[YOUR OBJECTIVE] Everything in the listing below from the line containing "Give me the" through the line containing "bg-[#56c8ab] px-[26px] text-[20.5px] text-white self-start';" should be repeated exactly; leave out every other line.

┌─ DATA EXCERPTS

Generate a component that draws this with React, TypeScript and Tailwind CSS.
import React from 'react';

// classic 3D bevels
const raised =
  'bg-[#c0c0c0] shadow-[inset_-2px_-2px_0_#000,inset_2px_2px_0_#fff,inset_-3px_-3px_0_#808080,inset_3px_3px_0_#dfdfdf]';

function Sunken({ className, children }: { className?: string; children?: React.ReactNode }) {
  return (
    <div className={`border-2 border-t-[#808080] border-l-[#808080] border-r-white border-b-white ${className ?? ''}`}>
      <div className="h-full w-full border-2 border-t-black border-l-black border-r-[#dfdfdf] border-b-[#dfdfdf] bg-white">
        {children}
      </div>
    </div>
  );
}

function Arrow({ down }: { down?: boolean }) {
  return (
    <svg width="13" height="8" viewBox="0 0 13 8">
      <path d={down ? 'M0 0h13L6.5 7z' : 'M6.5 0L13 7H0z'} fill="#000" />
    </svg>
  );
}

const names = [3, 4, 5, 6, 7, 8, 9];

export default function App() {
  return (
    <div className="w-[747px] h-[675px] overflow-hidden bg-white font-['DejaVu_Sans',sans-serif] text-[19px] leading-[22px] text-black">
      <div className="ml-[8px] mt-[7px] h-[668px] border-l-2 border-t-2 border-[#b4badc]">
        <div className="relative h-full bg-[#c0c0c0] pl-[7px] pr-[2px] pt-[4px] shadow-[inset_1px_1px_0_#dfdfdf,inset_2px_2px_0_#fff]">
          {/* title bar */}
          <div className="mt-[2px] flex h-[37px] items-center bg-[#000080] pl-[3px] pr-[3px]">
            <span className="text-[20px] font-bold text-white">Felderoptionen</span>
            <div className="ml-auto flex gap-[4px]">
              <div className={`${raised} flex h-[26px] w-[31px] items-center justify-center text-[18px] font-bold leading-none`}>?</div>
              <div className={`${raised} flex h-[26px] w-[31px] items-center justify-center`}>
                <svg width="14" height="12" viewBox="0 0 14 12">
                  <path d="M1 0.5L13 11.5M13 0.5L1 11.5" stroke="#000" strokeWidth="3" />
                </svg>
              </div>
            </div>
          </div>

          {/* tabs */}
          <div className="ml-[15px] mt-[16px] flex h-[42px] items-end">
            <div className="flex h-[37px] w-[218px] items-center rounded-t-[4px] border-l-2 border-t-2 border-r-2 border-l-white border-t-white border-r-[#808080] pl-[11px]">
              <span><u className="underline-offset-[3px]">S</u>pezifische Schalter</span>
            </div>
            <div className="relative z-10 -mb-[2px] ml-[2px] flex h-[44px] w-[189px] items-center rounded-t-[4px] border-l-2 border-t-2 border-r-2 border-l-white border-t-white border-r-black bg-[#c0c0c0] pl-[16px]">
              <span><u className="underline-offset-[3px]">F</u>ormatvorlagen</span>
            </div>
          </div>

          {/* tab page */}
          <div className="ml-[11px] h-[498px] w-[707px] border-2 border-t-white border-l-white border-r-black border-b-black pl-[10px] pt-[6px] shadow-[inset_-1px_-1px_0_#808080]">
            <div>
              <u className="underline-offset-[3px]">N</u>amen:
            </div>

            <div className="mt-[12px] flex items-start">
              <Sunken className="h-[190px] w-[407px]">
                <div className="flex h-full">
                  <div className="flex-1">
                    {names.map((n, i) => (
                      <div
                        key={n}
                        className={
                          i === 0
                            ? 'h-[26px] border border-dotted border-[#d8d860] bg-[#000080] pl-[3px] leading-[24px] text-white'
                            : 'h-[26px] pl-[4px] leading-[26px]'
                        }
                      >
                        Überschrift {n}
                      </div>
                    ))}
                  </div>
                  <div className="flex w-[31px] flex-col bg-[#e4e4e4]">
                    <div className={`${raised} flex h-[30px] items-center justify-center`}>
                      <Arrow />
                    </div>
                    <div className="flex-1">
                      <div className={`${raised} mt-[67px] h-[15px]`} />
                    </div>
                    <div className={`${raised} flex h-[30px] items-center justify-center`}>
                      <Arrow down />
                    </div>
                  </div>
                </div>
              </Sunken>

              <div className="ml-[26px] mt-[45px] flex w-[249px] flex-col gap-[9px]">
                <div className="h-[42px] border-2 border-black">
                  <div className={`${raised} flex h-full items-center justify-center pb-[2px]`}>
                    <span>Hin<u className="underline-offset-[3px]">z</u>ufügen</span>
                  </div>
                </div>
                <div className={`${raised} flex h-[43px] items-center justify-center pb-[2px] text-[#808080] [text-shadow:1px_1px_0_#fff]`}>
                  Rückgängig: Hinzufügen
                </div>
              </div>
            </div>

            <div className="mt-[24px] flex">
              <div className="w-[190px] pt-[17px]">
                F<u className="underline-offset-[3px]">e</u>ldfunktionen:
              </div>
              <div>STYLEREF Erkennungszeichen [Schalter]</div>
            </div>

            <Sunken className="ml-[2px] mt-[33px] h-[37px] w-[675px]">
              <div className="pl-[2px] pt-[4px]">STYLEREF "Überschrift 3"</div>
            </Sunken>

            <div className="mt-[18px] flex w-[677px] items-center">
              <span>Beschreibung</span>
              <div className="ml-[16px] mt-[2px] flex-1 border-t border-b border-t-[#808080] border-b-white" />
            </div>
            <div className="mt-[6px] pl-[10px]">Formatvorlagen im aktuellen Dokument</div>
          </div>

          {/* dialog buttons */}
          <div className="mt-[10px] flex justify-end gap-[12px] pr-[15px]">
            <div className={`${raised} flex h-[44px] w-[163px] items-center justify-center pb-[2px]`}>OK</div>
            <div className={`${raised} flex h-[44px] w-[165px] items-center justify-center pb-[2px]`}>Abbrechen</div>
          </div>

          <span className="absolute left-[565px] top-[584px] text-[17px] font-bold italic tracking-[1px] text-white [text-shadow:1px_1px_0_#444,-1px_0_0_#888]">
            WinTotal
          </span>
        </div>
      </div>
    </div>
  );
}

└─
┌─ DATA EXCERPTS

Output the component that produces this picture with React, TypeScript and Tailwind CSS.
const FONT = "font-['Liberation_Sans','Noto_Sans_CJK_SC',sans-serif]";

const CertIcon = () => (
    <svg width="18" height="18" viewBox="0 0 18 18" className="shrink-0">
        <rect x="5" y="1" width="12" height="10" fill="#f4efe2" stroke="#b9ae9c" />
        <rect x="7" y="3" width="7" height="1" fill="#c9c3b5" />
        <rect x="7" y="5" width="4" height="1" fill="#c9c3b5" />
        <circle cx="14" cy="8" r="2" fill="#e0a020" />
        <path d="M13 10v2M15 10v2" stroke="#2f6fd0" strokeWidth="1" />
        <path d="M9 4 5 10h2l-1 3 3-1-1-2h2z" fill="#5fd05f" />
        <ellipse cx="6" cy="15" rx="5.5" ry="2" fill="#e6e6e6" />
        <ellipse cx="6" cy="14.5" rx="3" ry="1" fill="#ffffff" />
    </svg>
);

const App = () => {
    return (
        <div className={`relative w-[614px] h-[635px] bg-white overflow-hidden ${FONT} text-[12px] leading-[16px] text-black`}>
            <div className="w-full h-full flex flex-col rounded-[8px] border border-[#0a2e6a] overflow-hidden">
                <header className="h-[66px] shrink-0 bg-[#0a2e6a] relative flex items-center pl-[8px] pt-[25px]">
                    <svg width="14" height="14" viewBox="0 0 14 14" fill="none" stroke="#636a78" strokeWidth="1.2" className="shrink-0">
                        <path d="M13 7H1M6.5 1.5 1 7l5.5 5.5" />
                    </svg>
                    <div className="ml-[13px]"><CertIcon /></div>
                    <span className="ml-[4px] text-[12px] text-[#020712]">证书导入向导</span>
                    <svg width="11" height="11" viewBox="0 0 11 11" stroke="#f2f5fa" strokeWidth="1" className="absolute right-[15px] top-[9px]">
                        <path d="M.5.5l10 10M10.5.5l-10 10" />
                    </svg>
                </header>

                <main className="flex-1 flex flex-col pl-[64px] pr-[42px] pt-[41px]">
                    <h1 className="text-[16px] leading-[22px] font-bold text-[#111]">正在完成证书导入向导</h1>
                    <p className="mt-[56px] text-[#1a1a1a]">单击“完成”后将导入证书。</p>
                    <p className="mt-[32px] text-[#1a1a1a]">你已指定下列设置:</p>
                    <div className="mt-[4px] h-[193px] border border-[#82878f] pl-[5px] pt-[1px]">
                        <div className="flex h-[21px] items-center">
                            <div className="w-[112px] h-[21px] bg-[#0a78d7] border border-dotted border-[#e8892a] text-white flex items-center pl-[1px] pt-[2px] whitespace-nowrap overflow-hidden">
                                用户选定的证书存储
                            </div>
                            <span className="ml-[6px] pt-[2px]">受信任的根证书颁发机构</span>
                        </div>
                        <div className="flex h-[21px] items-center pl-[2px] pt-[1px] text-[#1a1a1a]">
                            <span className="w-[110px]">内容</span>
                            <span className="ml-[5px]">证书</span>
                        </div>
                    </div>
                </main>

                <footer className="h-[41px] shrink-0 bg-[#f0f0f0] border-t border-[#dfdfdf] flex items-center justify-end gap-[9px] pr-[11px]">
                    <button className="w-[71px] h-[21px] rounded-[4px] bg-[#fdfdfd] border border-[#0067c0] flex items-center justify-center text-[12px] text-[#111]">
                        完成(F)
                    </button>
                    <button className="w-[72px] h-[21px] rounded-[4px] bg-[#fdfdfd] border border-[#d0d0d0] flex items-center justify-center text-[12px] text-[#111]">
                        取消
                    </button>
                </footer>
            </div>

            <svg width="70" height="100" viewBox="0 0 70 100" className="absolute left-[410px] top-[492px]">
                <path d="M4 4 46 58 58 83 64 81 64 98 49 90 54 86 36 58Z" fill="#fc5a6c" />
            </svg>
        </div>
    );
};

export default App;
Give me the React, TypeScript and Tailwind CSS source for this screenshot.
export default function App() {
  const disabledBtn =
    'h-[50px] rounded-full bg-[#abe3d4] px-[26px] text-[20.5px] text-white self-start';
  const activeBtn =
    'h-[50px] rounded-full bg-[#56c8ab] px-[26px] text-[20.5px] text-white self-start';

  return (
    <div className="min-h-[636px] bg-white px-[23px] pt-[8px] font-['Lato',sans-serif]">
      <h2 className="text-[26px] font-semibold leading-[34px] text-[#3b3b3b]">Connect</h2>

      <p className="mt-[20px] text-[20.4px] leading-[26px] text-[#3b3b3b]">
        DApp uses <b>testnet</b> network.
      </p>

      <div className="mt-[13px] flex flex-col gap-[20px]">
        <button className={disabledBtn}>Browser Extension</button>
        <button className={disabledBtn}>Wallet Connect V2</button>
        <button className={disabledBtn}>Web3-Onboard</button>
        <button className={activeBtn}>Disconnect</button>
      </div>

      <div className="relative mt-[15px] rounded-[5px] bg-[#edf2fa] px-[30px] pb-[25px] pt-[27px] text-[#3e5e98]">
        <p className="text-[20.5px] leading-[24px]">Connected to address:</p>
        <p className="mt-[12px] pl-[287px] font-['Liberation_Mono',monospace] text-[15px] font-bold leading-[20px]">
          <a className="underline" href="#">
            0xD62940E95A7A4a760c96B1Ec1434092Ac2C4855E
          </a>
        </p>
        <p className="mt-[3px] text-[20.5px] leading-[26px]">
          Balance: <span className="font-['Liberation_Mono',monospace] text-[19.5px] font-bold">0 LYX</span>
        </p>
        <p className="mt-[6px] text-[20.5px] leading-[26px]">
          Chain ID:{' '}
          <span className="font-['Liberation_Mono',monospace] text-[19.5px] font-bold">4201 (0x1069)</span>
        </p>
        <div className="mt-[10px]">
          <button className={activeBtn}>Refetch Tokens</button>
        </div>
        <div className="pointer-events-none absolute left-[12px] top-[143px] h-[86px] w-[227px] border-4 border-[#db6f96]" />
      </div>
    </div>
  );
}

└─

[EXERCISE ANSWER]
Give me the React, TypeScript and Tailwind CSS source for this screenshot.
export default function App() {
  const disabledBtn =
    'h-[50px] rounded-full bg-[#abe3d4] px-[26px] text-[20.5px] text-white self-start';
  const activeBtn =
    'h-[50px] rounded-full bg-[#56c8ab] px-[26px] text-[20.5px] text-white self-start';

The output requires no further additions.